Porém, o Papa acrescentou uma terceira pergunta à sua reflexão: “Quem chorou
pela morte desses irmãos e irmãs que estavam nas embarcações? E pelas jovens
mães que traziam seus filhos? E por aqueles jovens que buscavam um futuro
melhor para suas famílias?
O Papa respondeu
dizendo: “Somos uma sociedade que não sabe mais chorar. Eis a globalização da
indiferença! E concluiu com uma exortação:
“Peçamos ao
Senhor a graça de chorar pela nossa indiferença, pela crueldade que reina no
mundo, em nós e também naqueles que tomam decisões sócio-econômicas, que abrem
a estrada para dramas como estes. Peçamos perdão pela indiferença com tantos
irmãos e irmãs; perdão pelos acomodados, fechados em seus corações
anestesiados; perdão por aqueles que, por causa das suas decisões, em nível
mundial, criaram situações que se concluem com estes dramas”.
Papa Francisco
concluiu sua comovente homilia, repetindo as perguntas: “Adão, onde você está”?

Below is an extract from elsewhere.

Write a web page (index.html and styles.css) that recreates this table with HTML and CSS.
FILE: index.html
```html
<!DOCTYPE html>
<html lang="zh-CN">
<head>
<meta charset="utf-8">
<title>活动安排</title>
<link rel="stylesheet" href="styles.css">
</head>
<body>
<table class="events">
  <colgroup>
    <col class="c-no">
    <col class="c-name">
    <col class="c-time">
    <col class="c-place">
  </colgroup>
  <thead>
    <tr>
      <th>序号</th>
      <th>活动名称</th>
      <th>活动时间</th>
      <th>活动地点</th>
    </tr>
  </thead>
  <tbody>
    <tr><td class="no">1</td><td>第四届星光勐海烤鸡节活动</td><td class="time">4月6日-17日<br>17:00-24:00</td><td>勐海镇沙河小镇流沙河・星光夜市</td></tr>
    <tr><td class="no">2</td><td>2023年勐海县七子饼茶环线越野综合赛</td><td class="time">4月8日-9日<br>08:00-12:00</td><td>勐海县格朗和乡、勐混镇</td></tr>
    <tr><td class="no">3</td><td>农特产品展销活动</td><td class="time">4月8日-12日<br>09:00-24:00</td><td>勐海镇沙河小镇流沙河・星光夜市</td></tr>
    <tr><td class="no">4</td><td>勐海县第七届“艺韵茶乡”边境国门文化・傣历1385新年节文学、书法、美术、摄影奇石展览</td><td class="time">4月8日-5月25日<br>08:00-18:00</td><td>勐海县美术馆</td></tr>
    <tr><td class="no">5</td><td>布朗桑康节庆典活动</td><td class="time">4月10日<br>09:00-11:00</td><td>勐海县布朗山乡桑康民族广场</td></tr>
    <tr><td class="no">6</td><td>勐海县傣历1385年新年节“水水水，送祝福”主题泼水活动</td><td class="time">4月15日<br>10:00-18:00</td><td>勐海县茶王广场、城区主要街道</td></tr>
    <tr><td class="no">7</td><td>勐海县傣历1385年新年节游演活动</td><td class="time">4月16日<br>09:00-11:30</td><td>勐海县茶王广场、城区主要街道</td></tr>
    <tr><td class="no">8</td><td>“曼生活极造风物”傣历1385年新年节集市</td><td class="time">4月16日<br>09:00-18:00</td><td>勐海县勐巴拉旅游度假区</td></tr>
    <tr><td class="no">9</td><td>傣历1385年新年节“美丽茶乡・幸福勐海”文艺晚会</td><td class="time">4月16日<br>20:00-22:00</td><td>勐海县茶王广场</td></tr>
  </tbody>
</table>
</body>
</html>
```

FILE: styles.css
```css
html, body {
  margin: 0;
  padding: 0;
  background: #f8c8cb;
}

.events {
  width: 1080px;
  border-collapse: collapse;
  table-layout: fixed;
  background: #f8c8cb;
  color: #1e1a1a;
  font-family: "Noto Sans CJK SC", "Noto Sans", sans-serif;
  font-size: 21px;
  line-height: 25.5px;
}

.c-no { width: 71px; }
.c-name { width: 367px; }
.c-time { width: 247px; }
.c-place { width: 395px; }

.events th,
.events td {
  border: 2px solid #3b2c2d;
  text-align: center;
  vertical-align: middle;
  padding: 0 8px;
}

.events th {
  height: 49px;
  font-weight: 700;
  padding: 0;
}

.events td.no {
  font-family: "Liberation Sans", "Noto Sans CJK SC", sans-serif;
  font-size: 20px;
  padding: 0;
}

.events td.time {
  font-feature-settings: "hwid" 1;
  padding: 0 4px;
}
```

“Onde está o sangue do seu irmão”? E, antes da dar a bênção final aos numerosos
fiéis presentes, fez uma oração diante da imagem da Virgem Maria, Estrela do
Mar e Refúgio dos Pecadores, implorando sua proteção e socorro para a
comunidade de Lampedusa e seus imigrantes.
Ao término da
celebração Eucarística, o Pontífice dirigiu-se de jipinho à paróquia de São
Gerlando, para uma breve visita. A seguir, se transferiu ao aeroporto de
Lampedusa, onde tomou o avião que o levou para Roma, onde chegará pelas 14
horas locaius. O Papa dirigiu-se, de carro, diretamente para o Vaticano. (MT)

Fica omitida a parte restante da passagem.